Without a formal reference to that word, limbo, which I used often back then, I turned recently to Wikipedia, that eOmniscient place available to all seekers of the informational quick-fix. Far down in the text that defined, limbo, I located the following: “…any status where a person or project is held up, and nothing can be done until another action happens.” So with mother by my side, I drifted and paddled, paddled and drifted many a day, and when conditions forced me to take my hands off the oar, I reluctantly let go and tried to let God. I’m not good at giving up control -- not even to God, but I learned and God only knows, I have been the whole of my life, one slow learner.

Twenty-two months later, there we were, or there I was, on the floor in the emergency room where I had flung myself after screaming, “NO!” immediately following the abrupt silence of mother’s monitors as doctors frantically worked nearby – once again. I vaguely remember that a kindhearted nurse picked me up off that floor while gently dispensing words of support as the sharp tick of those same monitors started up again; I looked up and saw that mother was back. I like to think that I had called her back, and she had answered; she had returned. Our journey was not yet complete – nearly, but not quite. A mythical island was on the horizon, I could almost see it outlined through the mists that clouded my eyes as I was helped back to my feet and steadied - or were those tears that clouded my eyes as I regained my composure? One thing was plain at that precise moment; we were not yet to shore.
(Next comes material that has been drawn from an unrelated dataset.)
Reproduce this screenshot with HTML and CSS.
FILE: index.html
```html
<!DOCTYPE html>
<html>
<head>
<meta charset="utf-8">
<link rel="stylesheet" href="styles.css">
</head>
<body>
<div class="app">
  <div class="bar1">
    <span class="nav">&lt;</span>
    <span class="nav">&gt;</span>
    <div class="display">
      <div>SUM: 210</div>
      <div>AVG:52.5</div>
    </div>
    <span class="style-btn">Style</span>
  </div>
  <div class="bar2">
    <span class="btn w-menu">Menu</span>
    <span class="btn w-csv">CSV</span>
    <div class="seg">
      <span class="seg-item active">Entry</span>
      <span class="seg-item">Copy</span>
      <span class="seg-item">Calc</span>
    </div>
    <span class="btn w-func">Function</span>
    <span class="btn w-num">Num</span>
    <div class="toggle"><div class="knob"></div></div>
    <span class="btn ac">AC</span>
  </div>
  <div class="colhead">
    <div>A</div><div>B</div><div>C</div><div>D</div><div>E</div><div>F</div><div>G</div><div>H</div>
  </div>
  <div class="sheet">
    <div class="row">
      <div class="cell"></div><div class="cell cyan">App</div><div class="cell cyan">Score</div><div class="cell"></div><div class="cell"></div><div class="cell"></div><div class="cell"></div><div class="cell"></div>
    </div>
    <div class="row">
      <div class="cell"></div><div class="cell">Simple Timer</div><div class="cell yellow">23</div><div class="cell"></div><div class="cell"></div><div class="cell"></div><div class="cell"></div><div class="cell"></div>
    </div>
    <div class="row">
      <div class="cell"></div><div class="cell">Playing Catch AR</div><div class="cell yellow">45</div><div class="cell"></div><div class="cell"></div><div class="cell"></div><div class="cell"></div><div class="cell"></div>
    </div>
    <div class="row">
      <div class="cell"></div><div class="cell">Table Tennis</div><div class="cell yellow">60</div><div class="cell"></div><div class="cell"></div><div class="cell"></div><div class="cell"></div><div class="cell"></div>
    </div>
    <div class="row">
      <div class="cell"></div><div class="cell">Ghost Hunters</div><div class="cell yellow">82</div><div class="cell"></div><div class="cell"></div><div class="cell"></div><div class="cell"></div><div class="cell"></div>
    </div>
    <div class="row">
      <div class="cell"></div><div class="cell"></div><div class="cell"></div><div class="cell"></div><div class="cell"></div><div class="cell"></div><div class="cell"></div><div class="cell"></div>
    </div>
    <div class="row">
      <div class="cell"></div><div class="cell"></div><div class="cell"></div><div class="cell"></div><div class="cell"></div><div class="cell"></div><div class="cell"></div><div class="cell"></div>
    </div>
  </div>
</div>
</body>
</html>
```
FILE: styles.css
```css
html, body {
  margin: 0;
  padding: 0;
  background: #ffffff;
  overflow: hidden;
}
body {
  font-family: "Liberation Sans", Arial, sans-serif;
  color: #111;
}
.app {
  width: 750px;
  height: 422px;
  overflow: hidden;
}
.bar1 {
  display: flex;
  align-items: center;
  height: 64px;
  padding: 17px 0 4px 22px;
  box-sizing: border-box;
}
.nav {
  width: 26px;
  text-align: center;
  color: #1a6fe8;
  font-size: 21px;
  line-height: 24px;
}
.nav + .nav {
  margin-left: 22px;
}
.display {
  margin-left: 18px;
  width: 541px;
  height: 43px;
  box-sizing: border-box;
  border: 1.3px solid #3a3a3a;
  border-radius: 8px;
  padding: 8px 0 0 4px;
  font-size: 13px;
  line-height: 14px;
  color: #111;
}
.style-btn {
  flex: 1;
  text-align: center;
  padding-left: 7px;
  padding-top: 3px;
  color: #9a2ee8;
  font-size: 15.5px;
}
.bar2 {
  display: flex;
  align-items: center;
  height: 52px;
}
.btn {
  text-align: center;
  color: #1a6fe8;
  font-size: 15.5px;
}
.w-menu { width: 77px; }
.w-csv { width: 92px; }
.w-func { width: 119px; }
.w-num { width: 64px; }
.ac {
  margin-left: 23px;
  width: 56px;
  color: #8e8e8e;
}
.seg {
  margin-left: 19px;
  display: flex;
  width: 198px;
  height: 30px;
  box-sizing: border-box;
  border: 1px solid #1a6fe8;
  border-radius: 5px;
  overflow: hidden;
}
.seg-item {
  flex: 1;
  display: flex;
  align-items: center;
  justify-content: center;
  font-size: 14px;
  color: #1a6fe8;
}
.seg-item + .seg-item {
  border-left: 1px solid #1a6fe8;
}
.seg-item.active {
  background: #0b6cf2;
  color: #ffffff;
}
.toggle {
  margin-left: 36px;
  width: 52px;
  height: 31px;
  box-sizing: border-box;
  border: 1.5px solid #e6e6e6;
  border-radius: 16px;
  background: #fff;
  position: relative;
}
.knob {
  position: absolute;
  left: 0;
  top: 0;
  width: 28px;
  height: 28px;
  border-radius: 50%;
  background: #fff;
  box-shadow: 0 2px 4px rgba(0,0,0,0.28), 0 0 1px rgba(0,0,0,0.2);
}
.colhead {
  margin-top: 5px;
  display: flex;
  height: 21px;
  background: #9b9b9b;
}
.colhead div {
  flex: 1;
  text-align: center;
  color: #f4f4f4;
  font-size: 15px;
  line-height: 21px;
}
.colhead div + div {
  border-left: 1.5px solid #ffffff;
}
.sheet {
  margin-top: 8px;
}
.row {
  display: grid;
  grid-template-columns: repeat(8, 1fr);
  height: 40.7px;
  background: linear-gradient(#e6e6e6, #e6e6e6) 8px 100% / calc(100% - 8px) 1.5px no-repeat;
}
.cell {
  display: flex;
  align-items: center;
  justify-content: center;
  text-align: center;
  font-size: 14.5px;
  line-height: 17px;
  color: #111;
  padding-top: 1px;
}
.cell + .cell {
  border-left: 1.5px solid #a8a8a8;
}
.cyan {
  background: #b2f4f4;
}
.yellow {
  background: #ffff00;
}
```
I acquired two friends at the university hospital that afternoon; each took turns looking after me. How they came to grace my life is not important at this telling. That they showed up on time and helped keep me safe as I tended to mother during her final weeks is what matters. One led me gently yet firmly out of the emergency room – if just to get me out of the doctors’ way, “You and your mother will be here for sometime, so you should get to know us” I was told with a kindness that never ceased to flow. Goodness flowed everyday, every night in our direction. It is amazing the angels that show themselves, when and where.

At the end of our tour, we stood at a place between buildings where the hospital and a medical center were joined by a huge overhang of decorative glass – an atrium type structure. It was explained at that moment: “This is what we here at the hospital refer to as, limbo.” “It is quiet and often empty. You should come here when you can to collect your thoughts.” And so it was that I was introduced to the place where I had dwelled emotionally for many, many months: Limbo. I looked around the elongated space, beautifully set with comfortable, plush furniture and nary a person in sight. This small space was positioned between two gigantic communities of health and welfare, added to which, was my growing faith. I had been escorted to a physical place that would allow respite during the last moments of my journey with mother. We had docked safely where, in hindsight, I was to disembark, slowly – day by day, so that mother could continue her journey alone; I was not to follow. So I sat in limbo, I sat at mother’s bedside, and I sat in limbo many times more – and I grew to understand, to accept, to finally let go, and incredibly, to let God.

Peace of mind during the most difficult stages of my grownup-being came forth during the quiet, in between moments of non-being. In the final day, I watched with grief as our ancient boat, its oar completely still, broke away from its mooring place and drifted slowly out of sight. I, who had become a mighty oarsman, was without a vessel and my dearest companion. Yet in its place, I had been given the gifts of love, wisdom, “angel” sighting, innate vision, and the ability to begin journeys of my own making - anew.